Brian and I left our internship at our last farm a little early, on Christmas. We left because we got an offer to manage a three acre farm in Woodside, which has been in existence for 9 years, for a bay area restaurant group. After seeing the property and the unique opportunity, we could not say no. We felt we had learned enough at our farming internship to try it ourselves! The farm is in the Santa Cruz mountains, within the rural area of Woodside. There are three acres of farmland set on a 600 acre cattle ranch. We can see the ocean from the house and farm and are surrounded by redwoods! Brian and I will run the farm and sell vegetables to three bay area restaurants. We have about 40 to 50 varieties of vegetables planned for the season. We live on the property in a barn that has been converted to a very nice house. We have our own kitchen and an indoor toilet (at the internship we just had a port-o-potty). There is also a beautiful pond that we are really looking forward to swimming in on hot days!
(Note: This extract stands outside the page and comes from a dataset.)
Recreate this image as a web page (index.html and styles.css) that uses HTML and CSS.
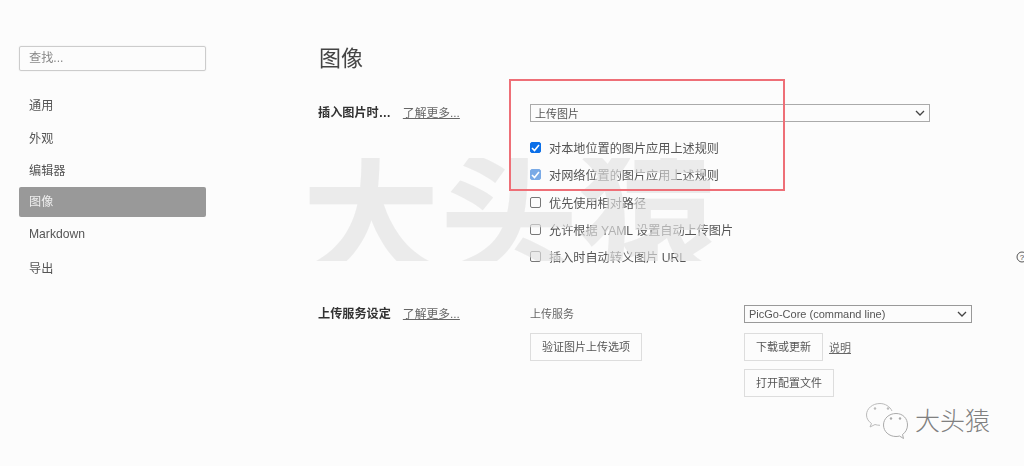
FILE: index.html
```html
<!DOCTYPE html>
<html lang="zh-CN">
<head>
<meta charset="utf-8">
<title>图像</title>
<link rel="stylesheet" href="styles.css">
</head>
<body>
<div class="app">
  <aside class="side">
    <div class="search">查找...</div>
    <nav class="nav">
      <div class="nav-item">通用</div>
      <div class="nav-item">外观</div>
      <div class="nav-item">编辑器</div>
      <div class="nav-item active">图像</div>
      <div class="nav-item">Markdown</div>
      <div class="nav-item">导出</div>
    </nav>
  </aside>
  <main class="main">
    <h1 class="title">图像</h1>
    <section class="row first">
      <div class="label"><b>插入图片时…</b><a class="more">了解更多...</a></div>
      <div class="body">
        <div class="select wide"><span>上传图片</span><svg class="chev" width="10" height="6" viewBox="0 0 10 6"><path d="M1 1l4 4 4-4" fill="none" stroke="#444" stroke-width="1.300"/></svg></div>
        <div class="checks">
          <div class="check"><span class="box on"><svg width="9" height="8" viewBox="0 0 9 8"><path d="M1 4l2.500 2.500L8 1" fill="none" stroke="#fff" stroke-width="1.600"/></svg></span>对本地位置的图片应用上述规则</div>
          <div class="check"><span class="box on dim"><svg width="9" height="8" viewBox="0 0 9 8"><path d="M1 4l2.500 2.500L8 1" fill="none" stroke="#fff" stroke-width="1.600"/></svg></span>对网络位置的图片应用上述规则</div>
          <div class="check"><span class="box"></span>优先使用相对路径</div>
          <div class="check"><span class="box"></span>允许根据 YAML 设置自动上传图片</div>
          <div class="check"><span class="box"></span>插入时自动转义图片 URL</div>
        </div>
      </div>
    </section>
    <section class="row second">
      <div class="label"><b>上传服务设定</b><a class="more">了解更多...</a></div>
      <div class="service">
        <div class="col-left">
          <div class="svc-label">上传服务</div>
          <div class="btn">验证图片上传选项</div>
        </div>
        <div class="col-right">
          <div class="select small"><span>PicGo-Core (command line)</span><svg class="chev" width="10" height="6" viewBox="0 0 10 6"><path d="M1 1l4 4 4-4" fill="none" stroke="#444" stroke-width="1.300"/></svg></div>
          <div class="btn-row"><div class="btn">下载或更新</div><a class="more tight">说明</a></div>
          <div class="btn">打开配置文件</div>
        </div>
      </div>
    </section>
  </main>
</div>
<div class="stamp"><div class="stamp-text">大头猿</div></div>
<div class="redbox"></div>
<svg class="help" width="12" height="12" viewBox="0 0 12 12"><circle cx="6" cy="6" r="5" fill="none" stroke="#555" stroke-width="1"/><text x="6" y="9" font-size="8" text-anchor="middle" fill="#444" font-family="Liberation Sans">?</text></svg>
<div class="mark">
  <svg class="mark-logo" width="45" height="37" viewBox="0 0 45 37">
    <path d="M27 9C25 4.500 20 1.500 15 1.500 7.500 1.500 1.500 6.500 1.500 13c0 3.500 2 6.500 5 8.500L5 25l5-2.500c1.500.5 3 .8 5 .8" fill="none" stroke="#bbb" stroke-width="1"/>
    <path d="M31 11.500c-7 0-12.500 5-12.500 11.500S24 34.500 31 34.500c1.500 0 2.500-.2 3.500-.5l4 2.500-1-4c3-2 5-5.500 5-9.500 0-6.500-4.500-11.500-11.500-11.500z" fill="none" stroke="#aaa" stroke-width="1"/>
    <circle cx="10" cy="6.500" r="1.200" fill="#bbb"/><circle cx="23" cy="6.500" r="1.200" fill="#bbb"/>
    <circle cx="26" cy="16.500" r="1.200" fill="#aaa"/><circle cx="35" cy="16.500" r="1.200" fill="#aaa"/>
  </svg>
  <span class="mark-text">大头猿</span>
</div>
</body>
</html>
```

FILE: styles.css
```css
* { box-sizing: border-box; }
html, body { margin: 0; height: 100%; }
body {
  position: relative;
  width: 1024px;
  height: 466px;
  overflow: hidden;
  background: #fcfcfc;
  color: #444;
  font-family: "Liberation Sans", "Noto Sans CJK SC", sans-serif;
  font-size: 12.150px;
}
.app { display: flex; padding-left: 19px; filter: blur(.35px); }
.side { width: 187px; flex: none; padding-top: 46px; }
.search {
  height: 25px;
  border: 1px solid #ccc;
  border-radius: 2px;
  padding-left: 9px;
  line-height: 23px;
  color: #888;
  box-shadow: 0 0 1px #ccc;
}
.nav { margin-top: 17px; display: flex; flex-direction: column; }
.nav-item {
  height: 32.600px;
  line-height: 36px;
  padding-left: 10px;
  color: #555;
  border-radius: 2px;
}
.nav-item.active { background: #999; color: #eee; height: 30px; line-height: 31px; margin: 1px 0 1px; }
.nav-item:nth-child(5) { line-height: 32px; }
.nav-item:nth-child(6) { line-height: 38px; }
.main { flex: 1; padding-left: 112px; min-width: 0; }
.title { margin: 41px 0 0; padding-left: 1px; font-weight: 400; font-size: 22px; line-height: 35px; height: 35px; color: #444; }
.row { display: grid; grid-template-columns: 212px 1fr; }
.first { margin-top: 28px; }
.second { margin-top: 35px; }
.label { display: flex; gap: 12px; line-height: 18px; height: 18px; }
.label b { color: #333; }
.more { color: #666; text-decoration: underline; font-size: 11.800px; }
.select {
  display: flex;
  align-items: center;
  justify-content: space-between;
  border: 1px solid #aaa;
  background: #fcfcfc;
  padding: 0 4px;
  color: #555;
  font-size: 11px;
}
.wide { width: 400px; height: 18px; }
.small { width: 228px; height: 18px; border-color: #999; font-size: 11px; }
.checks { margin-top: 12px; display: flex; flex-direction: column; }
.check { display: flex; align-items: center; gap: 8px; height: 27.300px; color: #555; }
.box {
  width: 11px; height: 11px;
  border: 1px solid #777;
  border-radius: 2px;
  display: flex; align-items: center; justify-content: center;
  flex: none;
  background: #fcfcfc;
}
.box.on { background: #0b6fe8; border-color: #0b6fe8; }
.box.on.dim { background: #7aaae6; border-color: #7aaae6; }
.service { display: grid; grid-template-columns: 214px 1fr; font-size: 11px; }
.col-left, .col-right { display: flex; flex-direction: column; align-items: flex-start; }
.svc-label { height: 18px; line-height: 18px; color: #666; }
.btn {
  height: 28px;
  line-height: 26px;
  padding: 0 11px;
  border: 1px solid #ddd;
  background: #fcfcfc;
  color: #555;
}
.col-left .btn { margin-top: 10px; }
.btn-row { display: flex; align-items: center; gap: 6px; margin-top: 10px; margin-bottom: 8px; }
.tight { font-size: 11px; }
.stamp {
  position: absolute;
  left: 300px; top: 158px;
  width: 440px; height: 103px;
  overflow: hidden;
  pointer-events: none;
}
.stamp-text {
  font-family: "Noto Sans CJK SC", sans-serif;
  font-weight: 700;
  font-size: 138px;
  line-height: 138px;
  margin-top: -20px;
  margin-left: 2px;
  color: rgba(226, 226, 226, .65);
  white-space: nowrap;
}
.redbox {
  position: absolute;
  left: 509px; top: 79px;
  width: 276px; height: 112px;
  border: 2px solid #ee6f77;
}
.help { position: absolute; left: 1016px; top: 251px; }
.mark { position: absolute; left: 865px; top: 402px; display: flex; align-items: center; gap: 5px; }
.mark-text { font-size: 25px; line-height: 30px; margin-top: -3px; color: #808080; font-family: "Noto Sans CJK SC", sans-serif; font-weight: 300; }
```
The barn, which we live in the left-hand third of. The center is actual barn, and the right hand side is a garage.


The pond, which ducks live in and we intend to swim in!!

After leaving our internship we went back to Mexico, this time to the Yucatan. We drove, had an amazing time visiting all the ruins and cenotes, and racked up 10K on our trusty Subaru! It was a great trip.
We moved out to our new farm on March 1st and have not been able to get into the field yet since we have had SO MUCH rain, which is a good thing. We have been planting a ton in our greenhouse (which is a hoop house made of PVC and greenhouse plastic, which is 40' long and stuffed to the gills). We have over a thousand transplanted tomatoes, a lot of kale, chard and cauliflower. We also have some eggplant, basil, and herbs started. We are now just waiting out all these rain storms to actually plant in the field!!
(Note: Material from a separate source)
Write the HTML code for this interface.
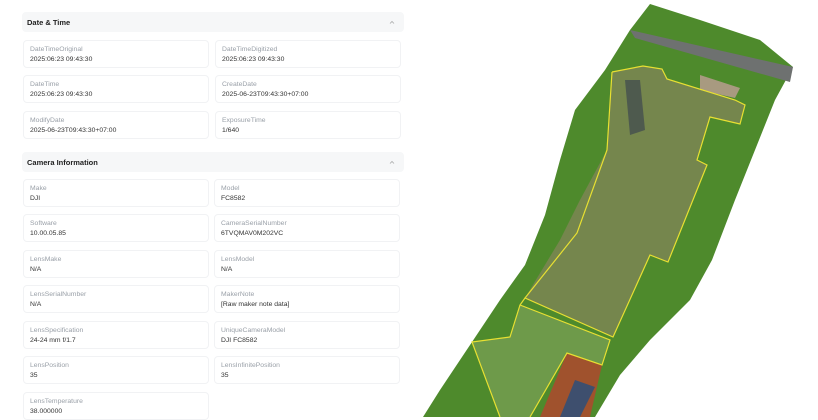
<!DOCTYPE html>
<html><head><meta charset="utf-8"><style>
*{margin:0;padding:0;box-sizing:border-box}
body{width:818px;height:417px;overflow:hidden;background:#fff;font-family:"Liberation Sans",sans-serif;position:relative}
.h{position:absolute;left:22px;width:382px;height:20px;background:#f6f7f8;border-radius:4px;font-size:7.5px;font-weight:bold;color:#222;padding:6px 0 0 5px}
.h svg{position:absolute;right:9px;top:8px}
.c{position:absolute;width:186px;height:28px;border:1px solid #f1f2f4;border-radius:4px;padding:4px 0 0 6px}
.l{font-size:6.8px;color:#9aa0a8;line-height:9px}
.v{font-size:6.8px;color:#333;line-height:11px}
</style></head><body>
<div class="h" style="top:12px">Date &amp; Time<svg width="6" height="4"><polyline points="1,3.5 3,1.5 5,3.5" fill="none" stroke="#aaa" stroke-width=".8"/></svg></div>
<div class="c" style="left:23px;top:40px"><div class="l">DateTimeOriginal</div><div class="v">2025:06:23 09:43:30</div></div>
<div class="c" style="left:215px;top:40px"><div class="l">DateTimeDigitized</div><div class="v">2025:06:23 09:43:30</div></div>
<div class="c" style="left:23px;top:75px"><div class="l">DateTime</div><div class="v">2025:06:23 09:43:30</div></div>
<div class="c" style="left:215px;top:75px"><div class="l">CreateDate</div><div class="v">2025-06-23T09:43:30+07:00</div></div>
<div class="c" style="left:23px;top:111px"><div class="l">ModifyDate</div><div class="v">2025-06-23T09:43:30+07:00</div></div>
<div class="c" style="left:215px;top:111px"><div class="l">ExposureTime</div><div class="v">1/640</div></div>
<div class="h" style="top:152px">Camera Information<svg width="6" height="4"><polyline points="1,3.5 3,1.5 5,3.5" fill="none" stroke="#aaa" stroke-width=".8"/></svg></div>
<div class="c" style="left:23px;top:179px"><div class="l">Make</div><div class="v">DJI</div></div>
<div class="c" style="left:214px;top:179px"><div class="l">Model</div><div class="v">FC8582</div></div>
<div class="c" style="left:23px;top:214px"><div class="l">Software</div><div class="v">10.00.05.85</div></div>
<div class="c" style="left:214px;top:214px"><div class="l">CameraSerialNumber</div><div class="v">6TVQMAV0M202VC</div></div>
<div class="c" style="left:23px;top:250px"><div class="l">LensMake</div><div class="v">N/A</div></div>
<div class="c" style="left:214px;top:250px"><div class="l">LensModel</div><div class="v">N/A</div></div>
<div class="c" style="left:23px;top:285px"><div class="l">LensSerialNumber</div><div class="v">N/A</div></div>
<div class="c" style="left:214px;top:285px"><div class="l">MakerNote</div><div class="v">[Raw maker note data]</div></div>
<div class="c" style="left:23px;top:321px"><div class="l">LensSpecification</div><div class="v">24-24 mm f/1.7</div></div>
<div class="c" style="left:214px;top:321px"><div class="l">UniqueCameraModel</div><div class="v">DJI FC8582</div></div>
<div class="c" style="left:23px;top:356px"><div class="l">LensPosition</div><div class="v">35</div></div>
<div class="c" style="left:214px;top:356px"><div class="l">LensInfinitePosition</div><div class="v">35</div></div>
<div class="c" style="left:23px;top:392px"><div class="l">LensTemperature</div><div class="v">38.000000</div></div>
<svg style="position:absolute;left:0;top:0" width="818" height="417">
<polygon points="650,4 700,20 760,40 793,67 775,100 755,150 735,200 712,260 690,300 650,340 620,375 595,417 423,417 440,390 470,345 500,300 525,265 545,215 560,160 575,110 605,70 630,30" fill="#4e8a2c"/>
<polygon points="612,72 643,66 662,69 667,79 735,100 745,105 740,124 710,117 697,160 707,165 668,262 650,255 613,337 525,298 560,240 580,200 607,150" fill="#75864d"/>
<polygon points="520,305 610,340 602,365 567,353 530,417 500,417 472,342 510,337" fill="#6e9a4a"/>
<polygon points="630,30 793,67 790,82 635,38" fill="#6e7170"/>
<polygon points="700,75 740,88 735,98 700,90" fill="#a89a80"/>
<polygon points="625,80 640,80 645,130 630,135" fill="#4e5a4e"/>
<polygon points="567,353 602,365 590,417 540,417" fill="#a0522d"/>
<polygon points="575,380 595,387 580,417 560,417" fill="#3e4f6e"/>
<polyline points="612,72 643,66 662,69 667,79 735,100 745,105 740,124 710,117 697,160 707,165 668,262 650,255 613,337 525,298 520,305 510,337 472,342 500,417" fill="none" stroke="#e8e032" stroke-width="1.2"/>
<polyline points="525,298 577,233 607,150 612,72" fill="none" stroke="#e8e032" stroke-width="1.2"/>
<polyline points="520,305 610,340 602,365 567,353 530,417" fill="none" stroke="#e8e032" stroke-width="1.2"/>
</svg>
</body></html>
A shot inside the greenhouse.

We have also built some "New Zealand Compost Boxes" and are making plans for a chicken coop. It is time, finally. We want to get between 5 to 10 mixed purpose chickens to have around. We also have a small garden area that is not far from the house (separate from the 3-acres) in which we planted heirloom tomato starts and potatoes. It is our test garden. We want to try some things before planting a ton of it and then not liking it! Oh, and not to forget, our cat Kazy, has been helping us to reduce the population of voles and mice around here!

I will really try to keep this thing updated this time, but we shall see. Hope it's a great growing season this year!

This is a shot of the field a bit more "up-close"; from our deck.